The Calm Inside the Storm

The Calm Inside the Storm

I have four PRs out for review, a couple of tickets waiting for me, a soft deadline this Friday and a hard one next week. You could say I’ve been busy.

It’s been one of those weeks where everything happens at once — a few tickets turn out meatier than expected, Slack won’t stop pinging, PMs are checking in to keep the roadmap alive, and meetings appear at the worst possible time.

I love my job. Seriously, I love my job.

Especially during weeks like this. They make me feel alive. There’s a rush that comes from solving problems and organising chaos. It feels like playing a giant game of Tetris, trying to make each piece of work fit exactly where it needs to go. It’s stressful, yes, but it’s the kind of stress that sharpens you.

Over time, I’ve learned not to loathe these periods. I’m not superhuman. I get tired and frustrated like anyone else, but I’ve noticed that my output in these moments is actually higher. It’s as if my brain clicks into a state of flow where everything becomes sharper. I trim distractions, focus only on what matters, and move with precision.

Maybe it comes from my agency days, when I was the only developer on deck and every day felt like diving into the trenches with clients, bugs, and impossible deadlines. You either learned to handle pressure or you burned out. I learned to recognise those high-alert moments and trust myself to rise to them.

There’s still nothing like launch day adrenaline. The tension is high, the timeline tight, everyone’s exhausted, and suddenly all the first bug reports come in. That’s the moment when good developers either crumble or shine.

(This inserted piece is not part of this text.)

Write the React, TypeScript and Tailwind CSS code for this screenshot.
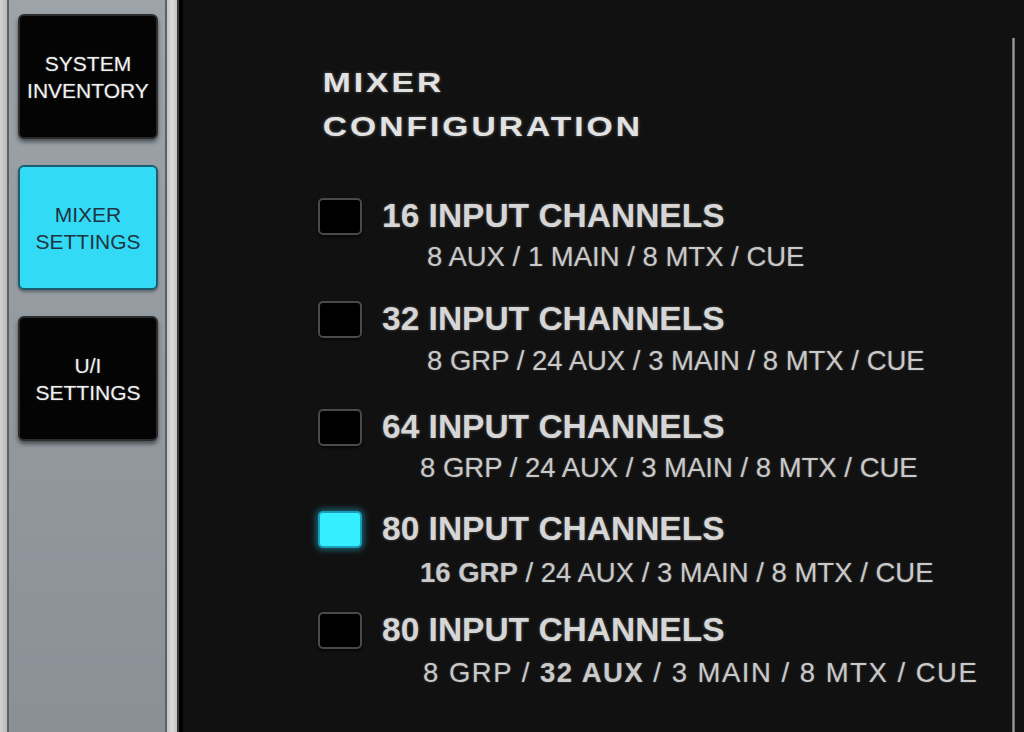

Being able to work under pressure isn’t the only quality that defines a good developer, but it’s definitely one of them. You don’t want someone who cracks the moment things get difficult. It’s a matter of trust, and of craftsmanship.

Some of this is personality; I’ve always thrived under exams and deadlines. But much of it comes with experience. Once you realise these moments are inevitable, and temporary. You start to prepare your mind for them.

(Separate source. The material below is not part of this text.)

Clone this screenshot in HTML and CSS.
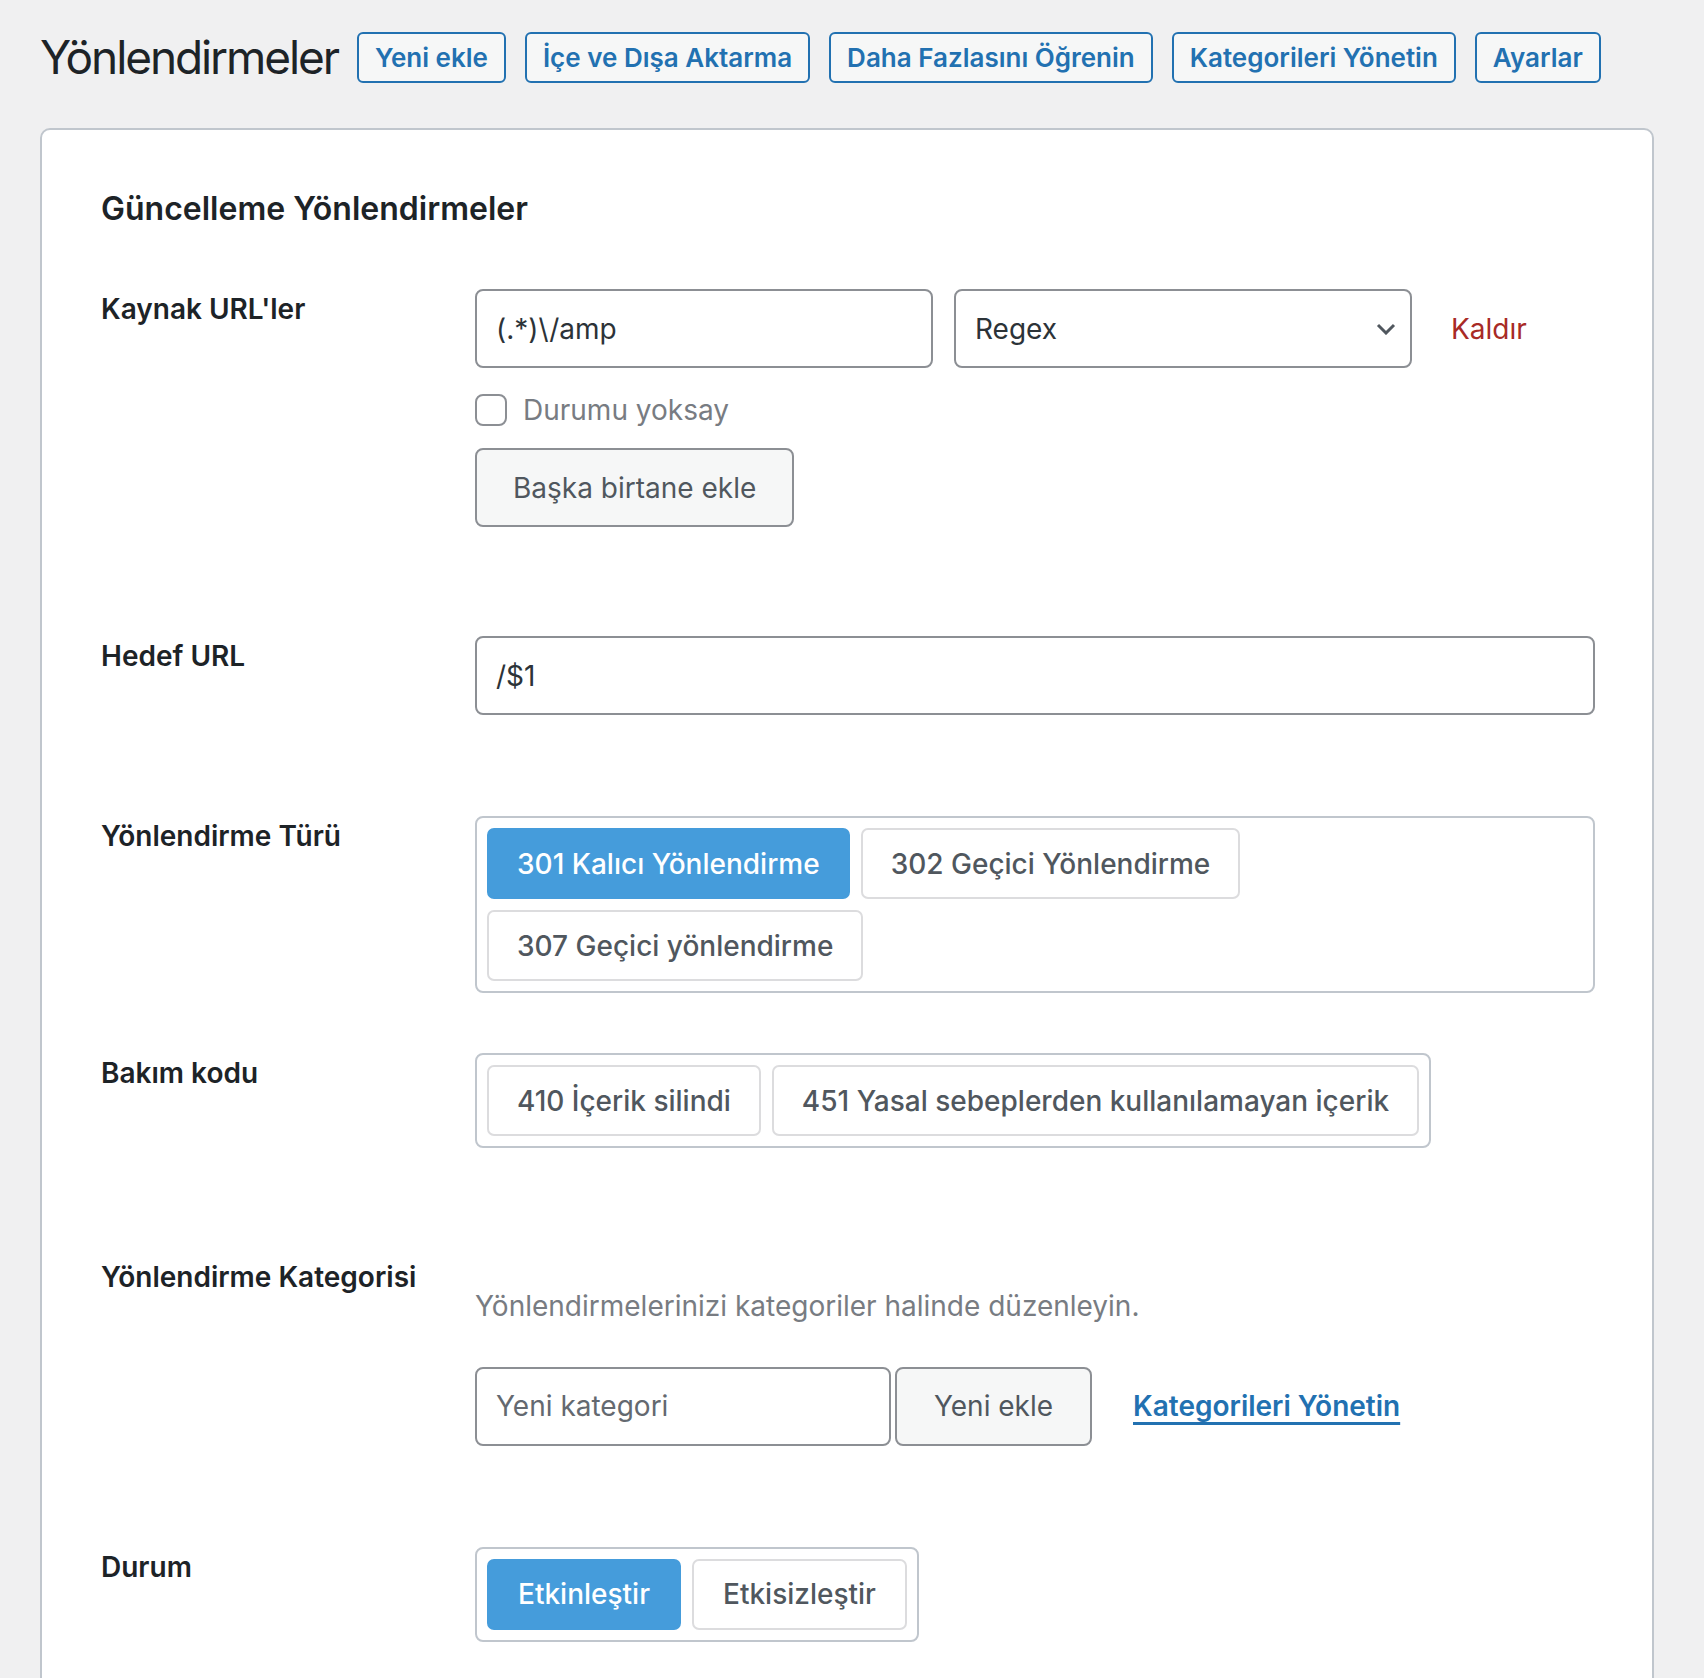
FILE: index.html
```html
<!DOCTYPE html>
<html lang="tr">
<head>
  <meta charset="UTF-8" />
  <meta name="viewport" content="width=device-width, initial-scale=1.0" />
  <title>Yönlendirmeler</title>
  <link rel="stylesheet" href="styles.css">
</head>
<body>
  <div class="wrap">
    <!-- Başlık ve üst eylemler -->
    <div class="page-head">
      <h1 class="page-title">Yönlendirmeler</h1>
      <a href="#" class="title-action">Yeni ekle</a>
      <a href="#" class="title-action">İçe ve Dışa Aktarma</a>
      <a href="#" class="title-action">Daha Fazlasını Öğrenin</a>
      <a href="#" class="title-action">Kategorileri Yönetin</a>
      <a href="#" class="title-action">Ayarlar</a>
    </div>

    <!-- Düzenleme formu -->
    <div class="card">
      <h2 class="card-title">Güncelleme Yönlendirmeler</h2>

      <div class="field field--loose">
        <div class="field-label">Kaynak URL'ler</div>
        <div class="field-body">
          <div class="source-row">
            <input class="text-input source-input" type="text" value="(.*)\/amp" />
            <div class="select-wrap">
              <select class="select">
                <option>Regex</option>
              </select>
              <svg class="select-arrow" width="20" height="12" viewBox="0 0 20 12">
                <polyline points="2,2 10,10 18,2" fill="none" stroke="#50575e" stroke-width="3" />
              </svg>
            </div>
            <a href="#" class="remove-link">Kaldır</a>
          </div>
          <label class="check-row">
            <input type="checkbox" class="checkbox" />
            <span>Durumu yoksay</span>
          </label>
          <button class="btn-secondary add-source">Başka birtane ekle</button>
        </div>
      </div>

      <div class="field">
        <div class="field-label">Hedef URL</div>
        <div class="field-body">
          <input class="text-input" type="text" value="/$1" />
        </div>
      </div>

      <div class="field field--compact">
        <div class="field-label">Yönlendirme Türü</div>
        <div class="field-body">
          <div class="choice-group">
            <button class="choice is-active">301 Kalıcı Yönlendirme</button>
            <button class="choice">302 Geçici Yönlendirme</button>
            <button class="choice">307 Geçici yönlendirme</button>
          </div>
        </div>
      </div>

      <div class="field field--loose">
        <div class="field-label">Bakım kodu</div>
        <div class="field-body">
          <div class="choice-group">
            <button class="choice">410 İçerik silindi</button>
            <button class="choice">451 Yasal sebeplerden kullanılamayan içerik</button>
          </div>
        </div>
      </div>

      <div class="field">
        <div class="field-label">Yönlendirme Kategorisi</div>
        <div class="field-body">
          <p class="field-help">Yönlendirmelerinizi kategoriler halinde düzenleyin.</p>
          <div class="category-row">
            <input class="text-input category-input" type="text" placeholder="Yeni kategori" />
            <button class="btn-secondary category-add">Yeni ekle</button>
            <a href="#" class="manage-link">Kategorileri Yönetin</a>
          </div>
        </div>
      </div>

      <div class="field">
        <div class="field-label">Durum</div>
        <div class="field-body">
          <div class="choice-group choice-group--status">
            <button class="choice is-active">Etkinleştir</button>
            <button class="choice">Etkisizleştir</button>
          </div>
        </div>
      </div>
    </div>
  </div>
</body>
</html>
```

FILE: styles.css
```css
/* Renkler */
:root {
  --bg-page: #f0f0f1;
  --text: #1d2327;
  --text-muted: #50575e;
  --text-light: #787c82;
  --accent: #2271b1;
  --active: #459cdb;
  --danger: #a82a26;
  --input-border: #8c8f94;
  --box-border: #c0c6cd;
  --choice-border: #dcdcde;
}

* {
  box-sizing: border-box;
}

body {
  margin: 0;
  background-color: var(--bg-page);
  font-family: Inter, "Liberation Sans", sans-serif;
  color: var(--text);
}

.wrap {
  padding: 28px 50px 0 40px;
}

/* Başlık satırı */
.page-head {
  display: flex;
  align-items: center;
  gap: 19px;
}

.page-title {
  margin: 0;
  font-size: 46px;
  font-weight: 400;
  line-height: 1.3;
  letter-spacing: -2.1px;
}

.title-action {
  padding: 8px 16px;
  font-size: 26px;
  font-weight: 600;
  line-height: 31px;
  color: var(--accent);
  text-decoration: none;
  background-color: #f6f7f7;
  border: 2px solid var(--accent);
  border-radius: 6px;
}

/* Form kartı */
.card {
  margin-top: 40px;
  padding: 58px 57px 60px 59px;
  background-color: #fff;
  border: 2px solid var(--box-border);
  border-radius: 10px;
}

.card-title {
  margin: 0 0 60px;
  font-size: 32px;
  font-weight: 600;
  line-height: 1.3;
}

.field {
  display: grid;
  grid-template-columns: 374px 1fr;
  padding-bottom: 101px;
}
.field--loose {
  padding-bottom: 109px;
}
.field--compact {
  padding-bottom: 60px;
}

.field-label {
  padding-top: 2px;
  font-size: 28px;
  font-weight: 600;
  line-height: 1.3;
}

.field-body {
  display: flex;
  flex-direction: column;
  align-items: flex-start;
}

/* Metin kutuları ve seçim */
.text-input,
.select {
  width: 100%;
  height: 79px;
  padding: 0 19px;
  font-family: inherit;
  font-size: 28px;
  color: #2c3338;
  background-color: #fff;
  border: 2px solid var(--input-border);
  border-radius: 8px;
  outline: none;
}
.text-input::placeholder {
  color: #646970;
}

.source-row {
  display: flex;
  align-items: center;
  gap: 21px;
}
.source-input {
  width: 458px;
}
.select-wrap {
  position: relative;
  width: 458px;
}
.select {
  appearance: none;
}
.select-arrow {
  position: absolute;
  right: 16px;
  top: 34px;
  pointer-events: none;
}
.remove-link {
  margin-left: 18px;
  font-size: 28px;
  color: var(--danger);
  text-decoration: none;
}

.check-row {
  display: flex;
  align-items: center;
  gap: 16px;
  margin-top: 25px;
  font-size: 28px;
  color: var(--text-light);
}
.checkbox {
  appearance: none;
  width: 32px;
  height: 32px;
  margin: 0;
  border: 2px solid var(--input-border);
  border-radius: 8px;
  background-color: #fff;
}

.btn-secondary {
  height: 79px;
  padding: 0 36px;
  font-family: inherit;
  font-size: 28px;
  color: var(--text-muted);
  background-color: #f6f7f7;
  border: 2px solid var(--input-border);
  border-radius: 8px;
}
.add-source {
  margin-top: 21px;
}

/* Buton grupları */
.choice-group {
  display: inline-flex;
  flex-wrap: wrap;
  gap: 11px;
  max-width: 100%;
  padding: 10px;
  border: 2px solid var(--box-border);
  border-radius: 8px;
}
.choice {
  height: 71px;
  padding: 0 28px;
  font-family: inherit;
  font-size: 28px;
  font-weight: 500;
  color: var(--text-muted);
  background-color: #fff;
  border: 2px solid var(--choice-border);
  border-radius: 7px;
}
.choice.is-active {
  color: #fff;
  background-color: var(--active);
  border-color: var(--active);
}
.choice-group--status .choice {
  padding: 0 29px;
}

/* Kategori */
.field-help {
  margin: 30px 0 40px;
  font-size: 28px;
  line-height: 1.4;
  color: var(--text-light);
}
.category-row {
  display: flex;
  align-items: center;
}
.category-input {
  width: 416px;
}
.category-add {
  width: 197px;
  margin-left: 4px;
  padding: 0;
}
.manage-link {
  margin-left: 41px;
  font-size: 28px;
  font-weight: 600;
  color: var(--accent);
  text-decoration: underline;
  text-decoration-thickness: 3px;
  text-underline-offset: 6px;
}
```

That’s the key: knowing it’s temporary. If high-intensity weeks become the norm, something’s broken in your process. But when they come in waves, your job is to channel the energy, not drown in it.

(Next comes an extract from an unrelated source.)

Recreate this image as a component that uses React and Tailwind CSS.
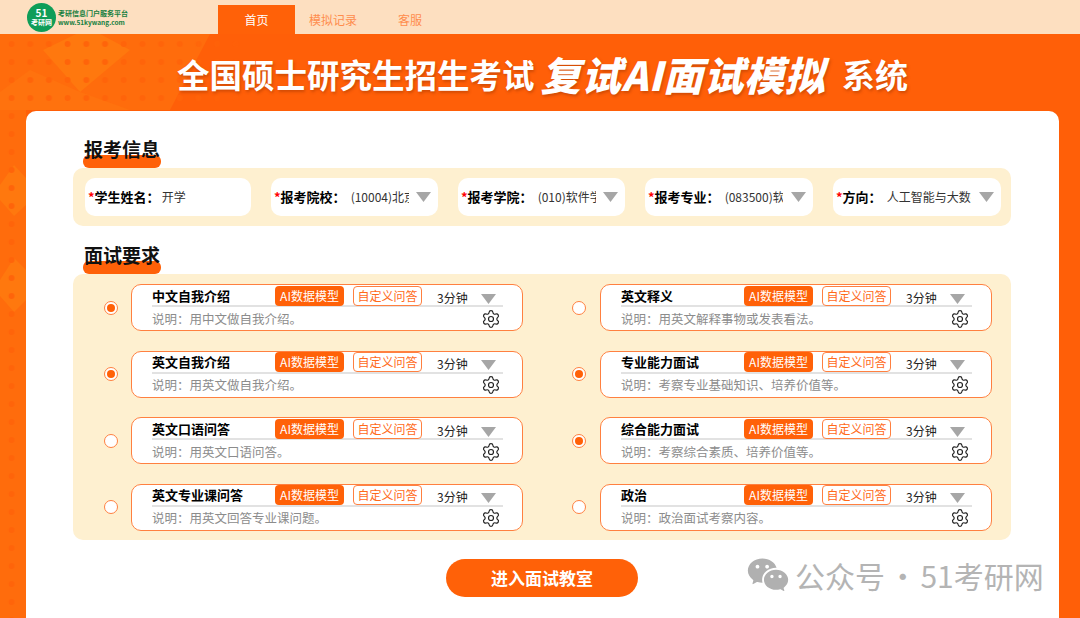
import { Settings } from 'lucide-react';
import { RiWechatFill } from 'react-icons/ri';

const font = { fontFamily: '"Noto Sans CJK SC", "Noto Sans", sans-serif' };

const fields = [
  { label: '学生姓名', value: '开学', w: 'w-[166px]', valueW: 'w-[60px]', plain: true },
  { label: '报考院校', value: '(10004)北京交通大学', w: 'w-[167px]', valueW: 'w-[58px]' },
  { label: '报考学院', value: '(010)软件学院', w: 'w-[167px]', valueW: 'w-[58px]' },
  { label: '报考专业', value: '(083500)软件工程', w: 'w-[168px]', valueW: 'w-[58px]' },
  { label: '方向', value: '人工智能与大数据', w: 'w-[168px]', valueW: 'w-[84px]' },
];

const leftItems = [
  { title: '中文自我介绍', desc: '说明：用中文做自我介绍。', on: true },
  { title: '英文自我介绍', desc: '说明：用英文做自我介绍。', on: true },
  { title: '英文口语问答', desc: '说明：用英文口语问答。', on: false },
  { title: '英文专业课问答', desc: '说明：用英文回答专业课问题。', on: false },
];

const rightItems = [
  { title: '英文释义', desc: '说明：用英文解释事物或发表看法。', on: false },
  { title: '专业能力面试', desc: '说明：考察专业基础知识、培养价值等。', on: true },
  { title: '综合能力面试', desc: '说明：考察综合素质、培养价值等。', on: true },
  { title: '政治', desc: '说明：政治面试考察内容。', on: false },
];

const Caret = ({ className }) => (
  <svg viewBox="0 0 15 10" className={className}>
    <polygon points="0,0 15,0 7.5,10" fill="#a6a6a6" />
  </svg>
);

const Logo = () => (
  <div className="flex items-center gap-[2px]">
    <div className="w-[29px] h-[29px] rounded-full bg-[#0f9d58] flex flex-col items-center justify-center text-white font-bold leading-none">
      <span className="text-[10px] leading-[11px]">51</span>
      <span className="text-[7px] leading-[9px]">考研网</span>
    </div>
    <div className="flex flex-col text-[#16803f] leading-none">
      <span className="text-[7px] leading-[9px] font-bold whitespace-nowrap">考研信息门户服务平台</span>
      <span className="text-[6.5px] leading-[8px] font-bold whitespace-nowrap">www.51kywang.com</span>
    </div>
  </div>
);

const Background = () => (
  <svg className="absolute inset-0 w-full h-full" viewBox="0 0 1080 618">
    <defs>
      <pattern id="dots" x="2" y="-2" width="18.7" height="18" patternUnits="userSpaceOnUse">
        <circle cx="9.5" cy="10" r="3" fill="#ff640a" />
      </pattern>
      <linearGradient id="fade" x1="0" x2="1" y1="0" y2="0">
        <stop offset="0" stopColor="#fff" />
        <stop offset="0.7" stopColor="#fff" />
        <stop offset="1" stopColor="#000" />
      </linearGradient>
      <mask id="fadeMask">
        <rect width="250" height="618" fill="url(#fade)" />
      </mask>
    </defs>
    <rect width="1080" height="618" fill="#ff5f08" />
    <rect width="26" height="618" fill="#ff6c0c" />
    <polygon points="0,34 210,34 170,110 0,110" fill="#ff6c0c" />
    <polygon points="43,50 76,34 100,34 130,50 80,92" fill="#ff780e" />
    <polygon points="0,92 30,70 80,92 130,110 0,110" fill="#ff720e" />
    <polygon points="0,185 14,165 26,178 26,205 14,216 0,200" fill="#ff780e" />
    <polygon points="0,280 14,258 26,270 26,300 14,312 0,296" fill="#ff780e" />
    <rect width="250" height="618" fill="url(#dots)" mask="url(#fadeMask)" />
  </svg>
);

const Heading = ({ children }) => (
  <div className="relative ml-[11px] w-[78px] h-[22px]">
    <div className="absolute left-[-1px] top-[17px] w-[78px] h-[13px] rounded-[6px] bg-[#ff6108]" />
    <h2 className="relative text-[19px] leading-[22px] font-bold text-[#111] whitespace-nowrap">{children}</h2>
  </div>
);

const Field = ({ label, value, w, valueW, plain }) => (
  <div className={`${w} h-[38px] bg-white rounded-[10px] flex items-center pl-[3px] pr-[7px]`}>
    <span className="text-[13px] font-bold text-black whitespace-nowrap">
      <span className="text-[#ff0000]">*</span>
      {label}：
    </span>
    <span className={`${valueW} ${plain ? 'ml-[2px]' : 'ml-[5px]'} text-[12px] text-[#333] whitespace-nowrap overflow-hidden`}>{value}</span>
    {!plain && <Caret className="w-[15px] h-[10px] ml-auto" />}
  </div>
);

const Radio = ({ on }) => (
  <div className="w-[14px] h-[14px] rounded-full border-[1.5px] border-[#ff8040] bg-white flex items-center justify-center shrink-0">
    {on && <div className="w-[8px] h-[8px] rounded-full bg-[#ff6108]" />}
  </div>
);

const Item = ({ title, desc, on, right }) => (
  <div className={`flex items-center ${right ? 'gap-[14px]' : 'gap-[13px]'}`}>
    <Radio on={on} />
    <div className="w-[392px] h-[47px] bg-white border-[1.5px] border-[#ff8040] rounded-[10px] pl-[20px] pr-[19px]">
      <div className="h-[22px] flex items-center border-b-2 border-[#e2e2e2]">
        <span className="w-[123px] mt-[1px] text-[13px] leading-[20px] font-bold text-black whitespace-nowrap">{title}</span>
        <span className="w-[69px] h-[20px] mt-[1px] rounded-[4px] bg-[#ff6108] text-white text-[12px] leading-[20px] text-center whitespace-nowrap">AI数据模型</span>
        <span className="ml-[9px] w-[69px] h-[20px] mt-[1px] rounded-[4px] bg-white border-[1.5px] border-[#ff8040] text-[#ff6a1a] text-[12px] leading-[17px] text-center whitespace-nowrap">自定义问答</span>
        <span className="ml-[15px] mt-[5px] text-[12px] text-[#222] whitespace-nowrap">3分钟</span>
        <Caret className="w-[15px] h-[10px] ml-auto mt-[7px] mr-[7px]" />
      </div>
      <div className="flex items-center justify-between h-[23px]">
        <span className="text-[12.5px] leading-[20px] text-[#8c8c8c] whitespace-nowrap">{desc}</span>
        <Settings className="w-[20px] h-[20px] mr-[2px] text-[#222]" strokeWidth={1.4} />
      </div>
    </div>
  </div>
);

export default function App() {
  return (
    <div className="relative w-[1080px] h-[618px] overflow-hidden" style={font}>
      <Background />
      <div className="relative flex flex-col h-full">
        <header className="h-[34px] bg-[#fddfc0] flex items-end pl-[27px] shrink-0">
          <div className="w-[191px] h-[34px] flex items-center">
            <Logo />
          </div>
          <nav className="flex items-end text-[12px]">
            <a className="w-[77px] h-[29px] bg-[#ff6108] text-white flex items-center justify-center">首页</a>
            <a className="ml-[14px] h-[29px] flex items-center text-[#ff8d4d]">模拟记录</a>
            <a className="ml-[41px] h-[29px] flex items-center text-[#ff8d4d]">客服</a>
          </nav>
        </header>

        <div className="h-[77px] shrink-0 pl-[177px] pt-[3px] flex items-center text-white whitespace-nowrap [text-shadow:1px_2px_3px_rgba(150,50,0,0.45)]">
          <span className="text-[32.5px] font-bold leading-none">全国硕士研究生招生考试</span>
          <span className="ml-[6px] text-[40px] font-black italic leading-none tracking-[0.5px]">复试AI面试模拟</span>
          <span className="ml-[17px] text-[33px] font-bold leading-none">系统</span>
        </div>

        <main className="w-[1033px] ml-[26px] flex-1 bg-white rounded-t-[10px] pl-[47px] pr-[48px] pt-[27px]">
          <Heading>报考信息</Heading>
          <div className="h-[58px] mt-[8px] w-[938px] rounded-[10px] bg-[#fef0d0] flex items-center gap-[20px] pl-[12px]">
            {fields.map((f) => (
              <Field key={f.label} {...f} />
            ))}
          </div>

          <div className="mt-[18px]">
            <Heading>面试要求</Heading>
          </div>
          <div className="mt-[8px] w-[938px] h-[266px] rounded-[10px] bg-[#fef0d0] pl-[31px] pt-[10px] flex gap-[49px]">
            <div className="flex flex-col gap-[19.5px]">
              {leftItems.map((it) => (
                <Item key={it.title} {...it} />
              ))}
            </div>
            <div className="flex flex-col gap-[19.5px]">
              {rightItems.map((it) => (
                <Item key={it.title} {...it} right />
              ))}
            </div>
          </div>

          <div className="mt-[19px] ml-[373px] w-[192px] h-[38px] rounded-full bg-[#ff6108] text-white text-[17px] font-bold flex items-center justify-center">
            进入面试教室
          </div>
        </main>
      </div>

      <div className="absolute left-[746px] top-[553px] flex items-center text-[#b4b4b4]">
        <RiWechatFill className="w-[44px] h-[44px] text-[#b0b0b0]" />
        <span className="ml-[5px] text-[30px] leading-[44px] whitespace-nowrap [word-spacing:-4px]">公众号 · 51考研网</span>
      </div>
    </div>
  );
}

When pressure builds, don’t rush in blindly. Step back. Look at the big picture. Break the chaos into smaller, manageable chunks. Prioritise the critical pieces, then grab a few low-hanging fruits for quick wins, little victories that build momentum. Communicate constantly so you don’t waste effort. Keep iterating until the dust settles.

Then you’ll feel it. That mix of focus, adrenaline, and relief. The quiet satisfaction of knowing you navigated the storm without losing yourself in it.